Berezovoy - A estação Salyut-7 consistia de um único compartimento. Já a estação Mir era composta de diversos compartimentos e cada cosmonauta possuía sua própria cabine individual onde podia ter privacidade e que lhe servia de dormitório. A atual Estação Espacial Internacional também possui essas cabines individuais e é muito mais confortável.

Folha - Por que é importante que a humanidade explore o espaço?
Berezovoy - Estudar o ambiente ao seu redor e descobrir coisas novas é inerente ao ser humano. Isso o levou à descoberta de novas terras, depois à descoberta do espaço ao redor da Terra --descobrir e, no futuro, visitar os planetas do Sistema Solar e ir cada vez mais além. Sua tendência não é dominar o espaço, mas estudá-lo.

Folha - O que o sr. acha do novo plano americano para voltar à Lua em 2018? A Rússia deveria se aliar aos Estados Unidos nisso?
Berezovoy - Esse plano consiste no desembarque, construção de uma base lunar e exploração e tratamento de minérios lunares. Os Estados Unidos pretendem usar a base lunar para lançamento de naves de exploração de outros planetas do Sistema Solar, começando por Marte. Acredito que seria ótima uma aliança entre a Rússia e os Estados Unidos nessa empreitada, mas deve-se ressaltar que existe também a chance de a Rússia participar do recente programa espacial da China, que estabeleceu a meta do desembarque de cosmonautas na Lua.

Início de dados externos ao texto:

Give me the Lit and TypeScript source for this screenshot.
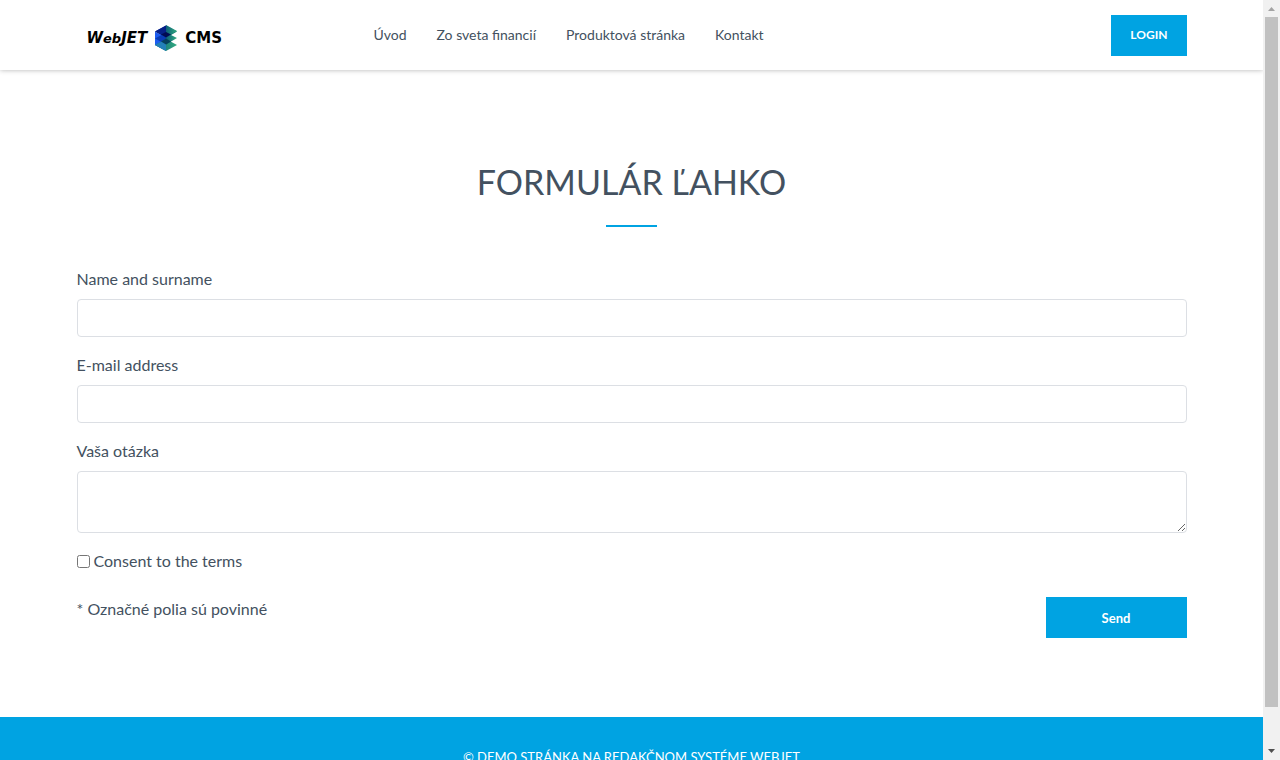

Folha - Marte será mesmo a próxima fronteira para vôos tripulados?
Berezovoy - Sem dúvida. Além da inerente ansiedade do ser humano para descobrir novos mundos, existe um outro aspecto nessa questão. Marte, aparentemente, é um planeta que num longínquo passado teve atmosfera e água. Uma parte de sua água parece ter se conservado congelada nas entranhas e nos pólos do planeta. A exploração de Marte poderia prepará-lo para uma colonização e para servir de refúgio à humanidade em caso de ocorrência de uma catástrofe cósmica --a Terra atingida por um grande asteróide ou cometa, por exemplo.

Folha - O sr. está aqui no Brasil para divulgar um livro de ficção científica que fala de viagens interestelares. O sr. acredita elas serão mesmo possíveis?
Berezovoy - Se perguntássemos a opinião de um cientista do fim do século 19 sobre a possibilidade de o homem visitar a Lua, ele responderia --baseando-se no ponto de vista tecnológico daquela época-- que essa idéia era absurda. Menos de cem anos depois, o homem visitou a Lua. Portanto, fazendo uma projeção para a época atual, não me surpreenderia se daqui a cem anos a nossa ciência conseguisse construir naves estelares capazes de viajar a velocidades que permitam a um ser humano chegar às estrelas durante o tempo de sua vida. A ciência e a tecnologia evoluem a cada instante, tornando cada vez mais difícil o uso da palavra "impossível".

Folha - Quando o sr. acha que poderemos ir a outras estrelas?
Berezovoy - Praticamente todos os futurólogos costumam errar de forma desastrosa em suas previsões, especialmente no campo do desenvolvimento científico. Consciente disso, arrisco um prazo de mil anos para a humanidade enviar pessoas a outras estrelas.

Folha - Qual é o papel da ficção científica na divulgação da exploração espacial?
Berezovoy - Acredito que a ficção científica sempre foi uma das molas propulsoras de todo o desenvolvimento científico da humanidade. Desde o século 17, com Cyrano de Bergerac, que é considerado por alguns como o verdadeiro precursor da ficção científica, o gênero sempre atraiu mentes curiosas, levantando questões e propondo soluções para os possíveis futuros da humanidade.

Folha - O primeiro astronauta brasileiro, Marcos Cesar Pontes, está em treinamento na Rússia agora e deve partir para o espaço em março do ano que vem. O sr. tem algum conselho para ele?
Berezovoy - Durante a minha recente visita ao centro de treinamento de cosmonautas na Rússia, fui apresentado ao cosmonauta brasileiro por seu instrutor físico. Ele atualmente está fazendo um curso intensivo de russo, além do treinamento habitual. Sua missão no espaço, no próximo ano, será de curta duração e, portanto, de trabalho intenso. Para ele tenho os seguintes conselhos: durante a fase de adaptação ao estado de gravidade zero evite fazer movimentos bruscos com a cabeça, que podem provocar mal-estar e náuseas; esforce-se no cumprimento eficiente de todas as tarefas e observe bastante a Terra e o seu lindo país --o maravilhoso Brasil.